In a second set of experiments, the scientists allowed wild type worms to swim for one hour per day for ten consecutive days, starting at the onset of adulthood. The team found that – as in people – the long-term training programme significantly improved the animals’ middle-aged fitness at day ten, and mitigated the impairment of mitochondrial dynamics typically seen during ageing.
improved physical fitness
Finally, the researchers tested known, lifespan-extending interventions for their ability to improve exercise capacity during ageing. Worms with increased AMPK – a molecule that is a key regulator of energy during exercise which also promotes remodelling of mitochondrial morphology and metabolism – exhibited improved physical fitness.

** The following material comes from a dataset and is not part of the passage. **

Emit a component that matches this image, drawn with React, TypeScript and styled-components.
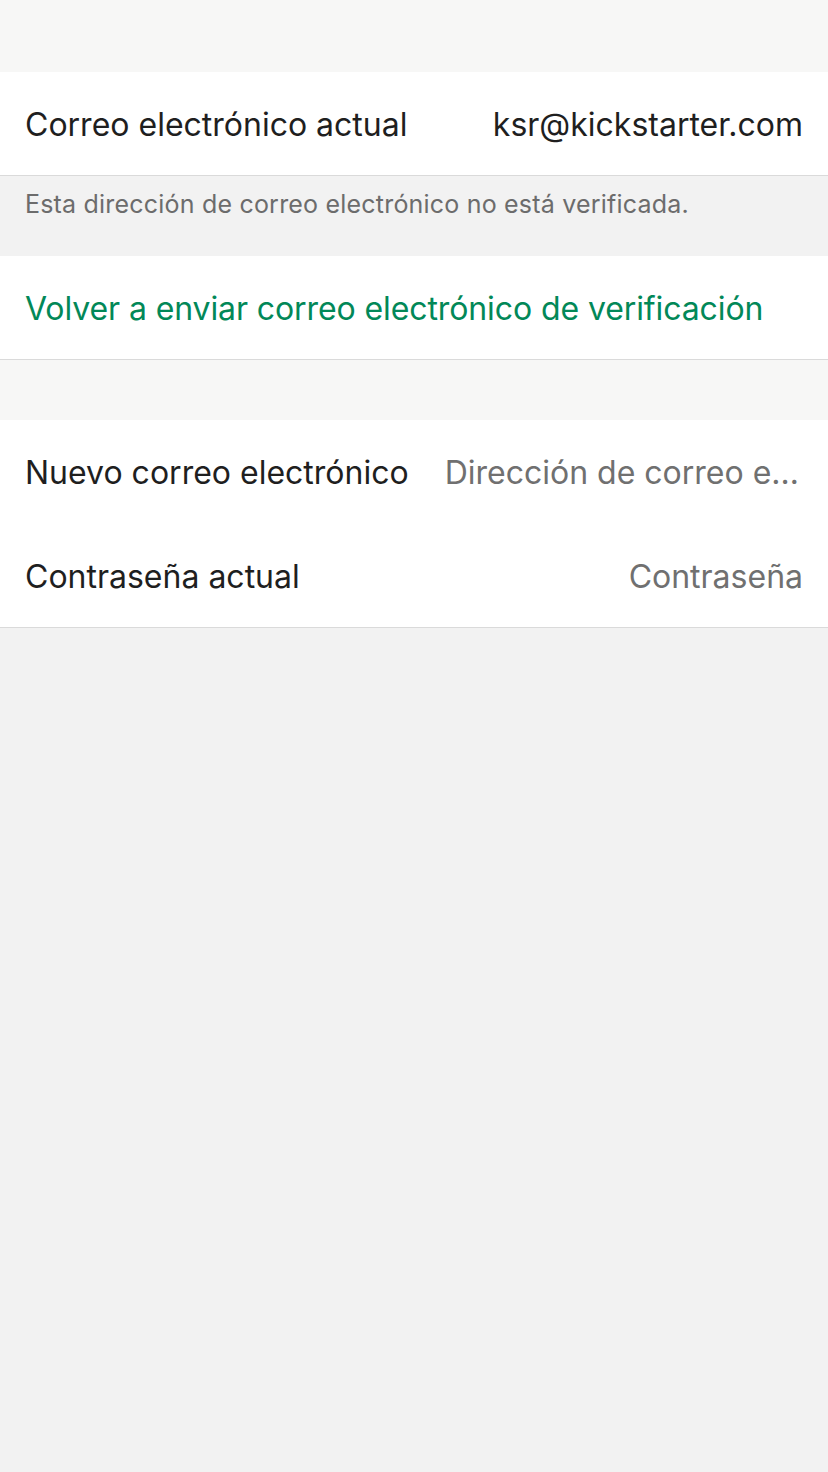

They also demonstrated maintenance of, but not enhancement of, exercise performance during ageing. Worms engineered to lack AMPK exhibited reduced physical fitness during ageing as well as impairment of the recovery cycle. They also did not receive the age-delaying benefits of exercise over the course of their lifespan.
Blackwell, who is also a professor of genetics at Harvard Medical School, concluded: “An important goal of the ageing field is to identify interventions that not only extend lifespan but also enhance health and quality of life.
“In ageing humans, a decline in muscle function and exercise tolerance is a major concern that leads to substantial morbidity. Our data point towards potentially fruitful intervention points for forestalling this decline – most likely along with other aspects of ageing.
“It will be of great interest to determine how mitochondrial network plasticity influences physical fitness along with longevity and ageing-associated diseases in humans.”
The research is published in the Proceedings of the National Academy of Sciences.